En 1957, il réalise son premier long métrage, qui n’est autre que l’adaptation de sa première pièce, The Strange one, sorti en France sous le titre Demain ce seront les hommes. Mais déjà, une ombre se pose dans le tableau parfait du cinéaste, quand celui-ci se fâche avec le studio — et son producteur Sam Spiegel un “Harvey Weinstein avant l’heure” comme le présente un des interviewés du documentaire — à propos de la fin du film (Jack Garfein voulait à tout prix mettre à l’écran des personnages noirs) et pour l’ambiance crypto-gay de l’ensemble du métrage. Il arrive toutefois à réaliser un autre film en 1961, Something Wild (Au bout de la nuit en français), avec sa femme Caroll Baker dans le rôle de Mary Ann, le personnage principal. La controverse est encore plus forte car le film aborde d’une façon frontale et équivoque le viol et le suicide. Il ne réalisera plus. S’il fonde l’Actor Studio West en 1966 et y enseigne, Jack Garfein plonge dans l’oubli d’un système hollywoodien peut tendre face à ceux qui ne veulent pas entrer dans le moule.
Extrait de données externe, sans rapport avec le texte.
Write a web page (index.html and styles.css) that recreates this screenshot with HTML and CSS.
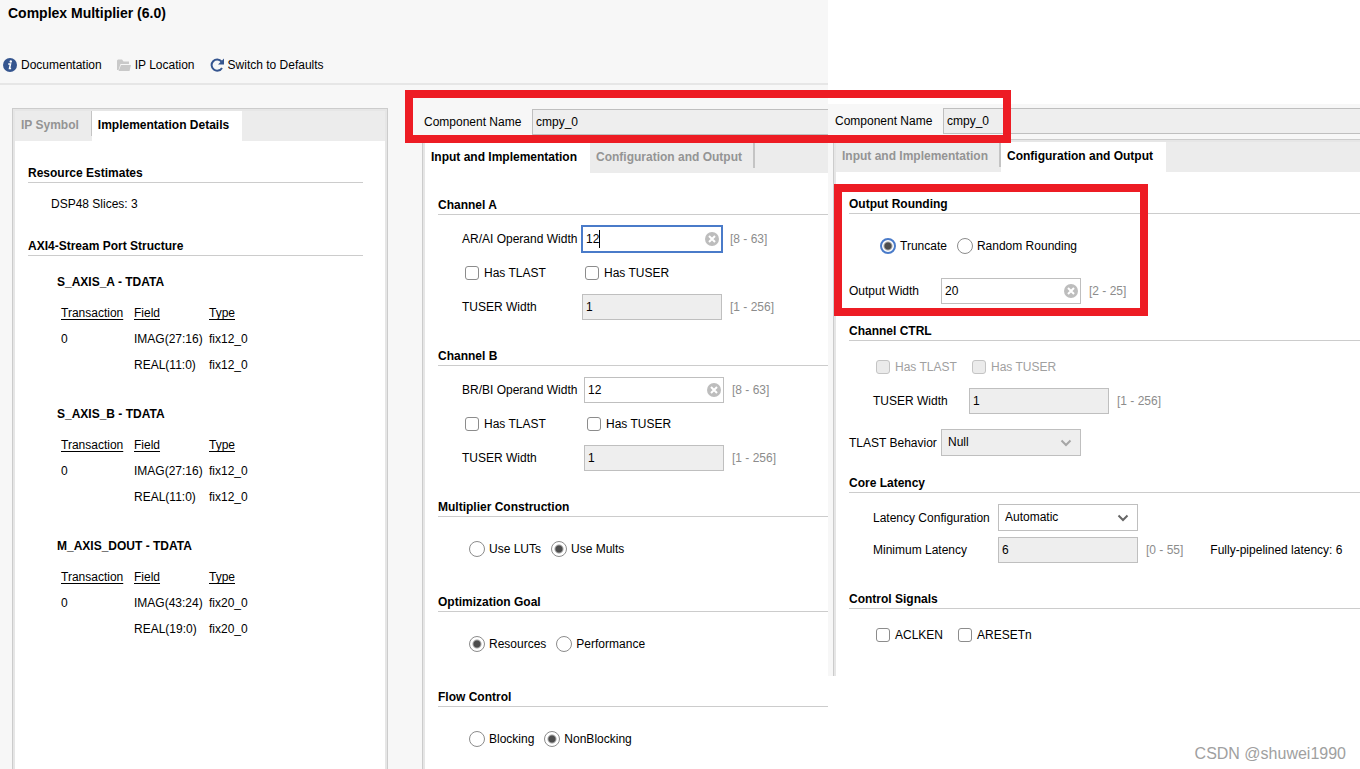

Tessa Louise-Salomé aurait pu seulement se concentrer sur sa carrière, impressionnante bien qu'arrêtée brusquement. Cependant, la réalisatrice a autre chose en tête et voit que ses choix de films et de pièces de théâtre sont le fruit de son passé. The Wild One (contraction de ses deux films, The Strange One et Something Wild) veut comprendre l’essence de son œuvre en analysant sa vie intime. Le documentaire fait alors un va et vient entre la Tchécoslovaquie (là où il grandit), la Hongrie (là où il se cache), les différents camps de concentration où il est envoyé et sa vie aux États-Unis. Est-ce si bizarre si les personnages qu’il filme et/ou met en scène sont aux prises avec la barbarie humaine et souffrent de stress post-traumatique ? Si son regard met à nue les traumatismes enfouis et si la dignité se trouve au cœur de ses récits ?

Copyright Petite Maison Production

Avant sa mort, en 2019, la réalisatrice recueille la parole de cette figure hollywoodienne à part dans une interview-fleuve. The Wild One met en scène cette interview, révélant ainsi le talent d’un homme et les limites de l’industrie cinématographique américaine, pris dans leur propre piège du puritanisme. Grâce aux images d’archives et aux personnes proches de lui qui interviennent (notamment sa fille, Blanche Baker), le documentaire offre un nouveau regard sur Jack Garfein, un regard empli de lumière et de respect. Jouant sur la juxtaposition (entre les différentes vies du cinéaste, entre les intervenants et les images d’archives derrière eux, etc…) Tessa Louise-Salomé fait dialoguer l’art et la vie, l’un s’est nourri de l’autre chez Jack Garfein et l’a même sauvé, de ses propres dires.